The levels from the blood test and the measurement of the nuchal translucency are combined with the women’s age to estimate the risks for Down syndrome and Trisomy 18 and Trisomy 13 in the pregnancy. It is estimated that 85-90% of pregnancies affected with Down syndrome and 90% of pregnancies affected with trisomy 18 and 13 will be detected with first trimester screening.
There are two options in regards to first trimester screening, traditional first trimester screening and instant risk assessment.
With a traditional first trimester screening test, the patient has her ultrasound and finger stick done at our office.

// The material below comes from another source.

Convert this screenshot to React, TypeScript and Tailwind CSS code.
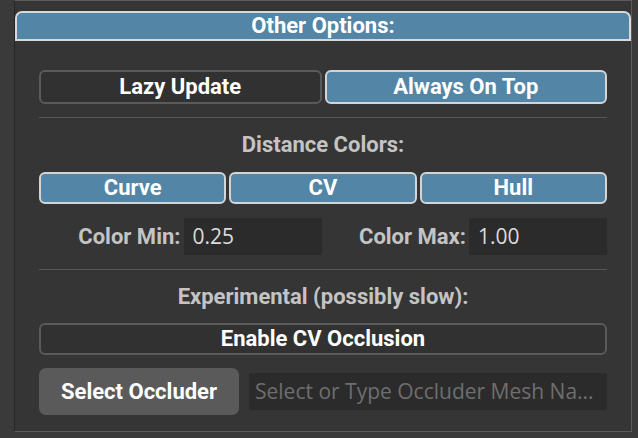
import type { ReactNode } from 'react';

const Toggle = ({ on, children }: { on?: boolean; children: ReactNode }) => (
  <button
    className={
      on
        ? 'flex-1 h-full rounded-[6px] border-2 border-[#d4d4d4] bg-[#5285a6] text-white font-bold text-[22px] leading-none'
        : 'flex-1 h-full rounded-[6px] border-2 border-[#5a5a5a] bg-[#313131] text-white font-bold text-[22px] leading-none'
    }
  >
    {children}
  </button>
);

const Field = ({ label, value }: { label: string; value: string }) => (
  <div className="flex-1 flex items-center h-full">
    <span className="flex-1 text-right pr-[3px] text-[#c4c4c4] font-bold text-[22px] leading-none">{label}</span>
    <div className="w-[138px] h-full bg-[#2b2b2b] flex items-center pl-[9px] text-[#dcdcdc] text-[21px] font-['Open_Sans',sans-serif]">
      {value}
    </div>
  </div>
);

const App = () => {
  return (
    <div className="w-[638px] h-[438px] bg-[#3a3a3a] font-['Roboto',sans-serif] overflow-hidden">
      <div className="ml-[14px] w-[618px] h-[432px] bg-[#353535] border-l border-[#262626] border-t border-t-[#5c5c5c] border-r border-r-[#5c5c5c] border-b border-b-[#5c5c5c] flex flex-col">
        <div className="mt-[10px] h-[30px] rounded-t-[7px] border-x-2 border-t-2 border-b-2 border-[#d8d8d8] bg-[#5285a6] flex items-end justify-center">
          <span className="text-white font-bold text-[22px] leading-none mb-[2px]">Other Options:</span>
        </div>

        <div className="px-[24px] flex flex-col">
          <div className="mt-[29px] h-[34px] flex gap-[3px]">
            <Toggle>Lazy Update</Toggle>
            <Toggle on>Always On Top</Toggle>
          </div>

          <div className="mt-[13px] h-px bg-[#565656]" />

          <div className="mt-[16px] h-[22px] flex items-center justify-center text-[#c4c4c4] font-bold text-[22px] leading-none">
            Distance Colors:
          </div>

          <div className="mt-[16px] h-[32px] flex gap-[3px]">
            <Toggle on>Curve</Toggle>
            <Toggle on>CV</Toggle>
            <Toggle on>Hull</Toggle>
          </div>

          <div className="mt-[14px] h-[37px] flex gap-[3px]">
            <Field label="Color Min:" value="0.25" />
            <Field label="Color Max:" value="1.00" />
          </div>

          <div className="mt-[14px] h-px bg-[#565656]" />

          <div className="mt-[16px] h-[22px] flex items-center justify-center text-[#c4c4c4] font-bold text-[22px] leading-none">
            Experimental (possibly slow):
          </div>

          <div className="mt-[15px] h-[32px] flex">
            <Toggle>Enable CV Occlusion</Toggle>
          </div>

          <div className="mt-[13px] h-[47px] flex items-center gap-[10px]">
            <button className="w-[200px] h-full rounded-[7px] bg-[#5a5a5a] text-white font-bold text-[22px] leading-none">
              Select Occluder
            </button>
            <div className="flex-1 h-[37px] bg-[#2b2b2b] rounded-[2px] flex items-center pl-[6px] text-[#6e6e6e] text-[21px] font-['Open_Sans',sans-serif] whitespace-nowrap overflow-hidden">
              Select or Type Occluder Mesh Na...
            </div>
          </div>
        </div>
      </div>
    </div>
  );
};

export default App;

The blood sample and ultrasound measurements are then sent to NTD labs to be analyzed. The results of a traditional first trimester screening tests are typically available in 5-7 days.
- Instant Risk Assessment
This is a way to provide first trimester screening results on the same day as the patient’s ultrasound. The patient has her blood work done prior to her ultrasound appointment. At her ultrasound visit, her blood results are combined with the ultrasound measurements to obtain the results of the first trimester screen and the patient receives her results that same day. To do an instant risk assessment, you will need to get a kit from your obstetrician’s office.
As with all screening tests, the first trimester screening test can have both false positive and false negative results. A negative test provides reassurance that the risk for these conditions is low, but it can not entirely exclude the possibility that the pregnancy is affected with one of these conditions. A positive first trimester screen result does not mean that the baby is affected, but rather indicates that the risk for one of these conditions is increased and that further testing should be considered.